My understanding (and I only have a passing knowledge about GIS data formats) is that the ESRI shapefile is the closest to a vector data format that most/all mapping software supports.

I wasn't aware that shapefiles aren't standardised. From the Wikipedia page (https://en.wikipedia.org/wiki/Shapefile ), it looks like this is the official spec:

http://www.esri.com/library/whitepapers/pdfs/shapefile.pdf

Do you have any examples of implementations that differ from this spec?


A shapefile is just like a CSV file, but each row also has a geometry shape. The columns are totally arbitrary and could be anything. That's the "shapefile spec". How are roads stored? What about highways/motorways with 2 carriageways? Is that 2 one way lines, or 1 line through the middle? Is the name of the road given in the shapefile? What column stores it? "NAME"? What about the speed limit? "MAXSPEED"? "SPEEDLIMIT"? What units is that speed limit in? mph? kmph? What about having a textual speed limit definition, then you'd have to parse "30 M.P.H." as a speed limit. etc. etc. etc.


What I'm talking about would probably fall under "Organization of the dBASE file". Except it's left to the user.

Is a street name given under "FULLNAME" or is is only provided in the parts "PREFIX" "NAME" "SUFFIX". How are various things categorized. Is there a "FUNCTION" column, or a "USE" column. To be useful, software needs instructions how to interpret that information. That's what I meant by a style.

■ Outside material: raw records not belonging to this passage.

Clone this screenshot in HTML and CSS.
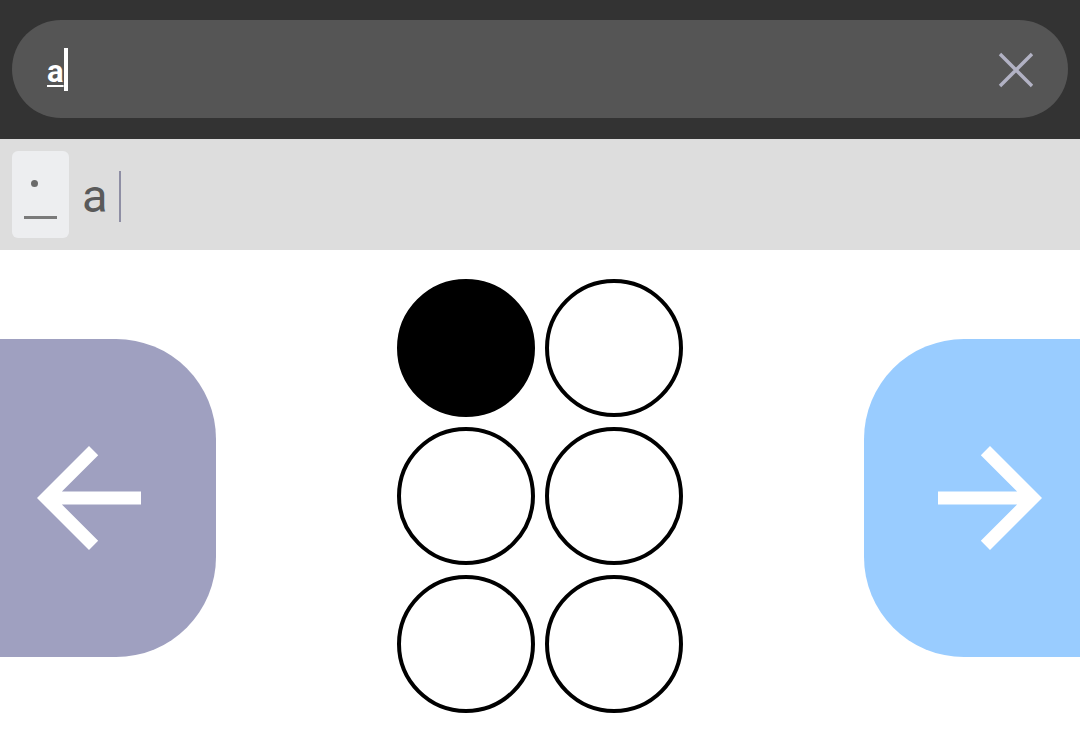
FILE: index.html
```html
<!DOCTYPE html>
<html>
<head>
<meta charset="utf-8">
<link rel="stylesheet" href="styles.css">
</head>
<body>
<header class="topbar">
  <div class="search">
    <span class="query">a</span><span class="caret"></span>
    <svg class="clear" viewBox="0 0 36 36" width="36" height="36"><path d="M2 2L34 34M34 2L2 34" stroke="#b2b2c4" stroke-width="3.4" fill="none"/></svg>
  </div>
</header>
<section class="preview">
  <div class="key">
    <span class="key-dot"></span>
    <span class="key-line"></span>
  </div>
  <span class="typed">a</span><span class="typed-caret"></span>
</section>
<main class="pad">
  <button class="nav nav-prev" aria-label="Previous">
    <svg viewBox="0 0 24 24" width="156" height="156"><path fill="#fff" d="M20 11H7.83l5.59-5.59L12 4l-8 8 8 8 1.41-1.41L7.83 13H20v-2z"/></svg>
  </button>
  <div class="cell">
    <span class="dot on"></span><span class="dot"></span>
    <span class="dot"></span><span class="dot"></span>
    <span class="dot"></span><span class="dot"></span>
  </div>
  <button class="nav nav-next" aria-label="Next">
    <svg viewBox="0 0 24 24" width="156" height="156"><path fill="#fff" d="M12 4l-1.41 1.41L16.17 11H4v2h12.17l-5.58 5.59L12 20l8-8z"/></svg>
  </button>
</main>
</body>
</html>
```
FILE: styles.css
```css
* { box-sizing: border-box; }
html, body { margin: 0; padding: 0; }
body {
  width: 1080px;
  height: 746px;
  overflow: hidden;
  background: #fff;
  font-family: Roboto, "Liberation Sans", sans-serif;
}
.topbar {
  height: 139px;
  background: #333333;
  padding: 20px 12px 0 12px;
}
.search {
  height: 98px;
  border-radius: 49px;
  background: #555555;
  display: flex;
  align-items: center;
  padding: 0 34px 0 35px;
}
.query {
  color: #fff;
  font-size: 31px;
  font-weight: 700;
  text-decoration: underline;
  text-decoration-thickness: 2px;
  text-underline-offset: 3px;
  line-height: 1;
  margin-top: 4px;
}
.caret {
  width: 4px;
  height: 43px;
  background: #fff;
}
.clear {
  margin-left: auto;
  margin-top: 2px;
}
.preview {
  height: 111px;
  background: #dddddd;
  display: flex;
  align-items: center;
  padding: 0 12px;
}
.key {
  width: 57px;
  height: 87px;
  background: #edeef0;
  border-radius: 6px;
  position: relative;
}
.key-dot {
  position: absolute;
  left: 19px;
  top: 29px;
  width: 7px;
  height: 7px;
  border-radius: 50%;
  background: #6a6a6a;
}
.key-line {
  position: absolute;
  left: 12px;
  top: 65px;
  width: 33px;
  height: 3px;
  background: #7a7a7a;
}
.typed {
  font-size: 47px;
  color: #5a5a5a;
  margin-left: 13px;
  line-height: 1;
  margin-top: 2px;
}
.typed-caret {
  width: 2px;
  height: 51px;
  background: #8e8ea4;
  margin-left: 11px;
  margin-top: 3px;
}
.pad {
  height: 496px;
  display: flex;
  align-items: center;
  justify-content: space-between;
}
.nav {
  width: 216px;
  height: 318px;
  border: none;
  padding: 0;
  margin: 0;
  display: flex;
  align-items: center;
  cursor: pointer;
}
.nav-prev {
  background: #9fa0c0;
  border-radius: 0 100px 100px 0;
  padding-left: 11px;
}
.nav-next {
  background: #99ccff;
  border-radius: 100px 0 0 100px;
  padding-left: 48px;
}
.cell {
  display: grid;
  grid-template-columns: 138px 138px;
  grid-auto-rows: 138px;
  gap: 10px;
  margin-top: -4px;
}
.dot {
  border: 4.5px solid #000;
  border-radius: 50%;
  background: #fff;
}
.dot.on { background: #000; }
```
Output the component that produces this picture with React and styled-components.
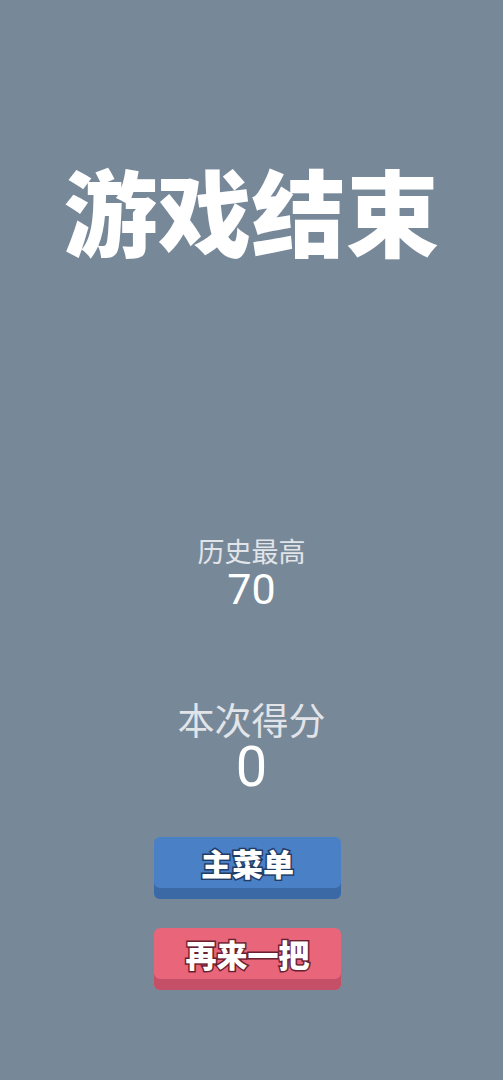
import React from "react";
import styled, { createGlobalStyle } from "styled-components";

const Global = createGlobalStyle`
  html, body { margin: 0; padding: 0; background: #778899; }
  body { font-family: "Noto Sans CJK SC", "Noto Sans", sans-serif; }
`;

const Screen = styled.div`
  width: 503px;
  height: 1080px;
  background: #778899;
  display: flex;
  flex-direction: column;
  align-items: center;
  box-sizing: border-box;
  padding-top: 152px;
`;

const Title = styled.h1`
  margin: 0;
  font-family: "Noto Sans CJK SC", sans-serif;
  font-weight: 900;
  font-size: 94px;
  line-height: 114px;
  color: #ffffff;
`;

const ScoreBlock = styled.div`
  display: flex;
  flex-direction: column;
  align-items: center;
  margin-top: ${(p) => p.$gap}px;
`;

const Label = styled.div`
  font-size: ${(p) => p.$size}px;
  line-height: ${(p) => p.$lh}px;
  color: #e1e4e8;
  font-weight: 400;
`;

const Value = styled.div`
  font-family: "Roboto", "Noto Sans", sans-serif;
  font-size: ${(p) => p.$size}px;
  line-height: ${(p) => p.$lh}px;
  color: #ffffff;
  font-weight: 400;
`;

const Button = styled.button`
  width: 187px;
  height: 62px;
  margin: ${(p) => p.$gap}px 8px 0 0;
  border: none;
  border-radius: 6px;
  background: ${(p) => p.$face};
  box-shadow: inset 0 -11px 0 ${(p) => p.$edge};
  padding: 0 0 11px 0;
  display: flex;
  align-items: center;
  justify-content: center;
  font-family: "Noto Sans CJK SC", sans-serif;
  font-weight: 900;
  font-size: 31px;
  line-height: 40px;
  color: #ffffff;
  -webkit-text-stroke: 3px ${(p) => p.$ink};
  paint-order: stroke fill;
  cursor: pointer;
`;

export default function App() {
  return (
    <>
      <Global />
      <Screen>
        <Title>游戏结束</Title>
        <ScoreBlock $gap={268}>
          <Label $size={27} $lh={34}>历史最高</Label>
          <Value $size={43} $lh={42}>70</Value>
        </ScoreBlock>
        <ScoreBlock $gap={87}>
          <Label $size={37} $lh={44}>本次得分</Label>
          <Value $size={56} $lh={52}>0</Value>
        </ScoreBlock>
        <Button $gap={44} $face="#4a80c6" $edge="#3b69a6" $ink="#213d66">
          主菜单
        </Button>
        <Button $gap={29} $face="#e8657a" $edge="#c54f66" $ink="#6a2030">
          再来一把
        </Button>
      </Screen>
    </>
  );
}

As an example, it might be necessary to map a value of "A41" given in the "CFCC" column to an osm property like "highway=residential". This is a real example from the US imports of TIGER data. A41 means "Local, neighborhood, and rural road, city street, unseparated.", so that mapping is a little bit unfortunate, as in OSM, highway=residential is unlikely for a rural road.

As far as shapefiles being a vector data format that mapping software supports, the device apps aren't really mapping software in that sense, they are too specialized (I think in large part because users of that software expect premade feature styling).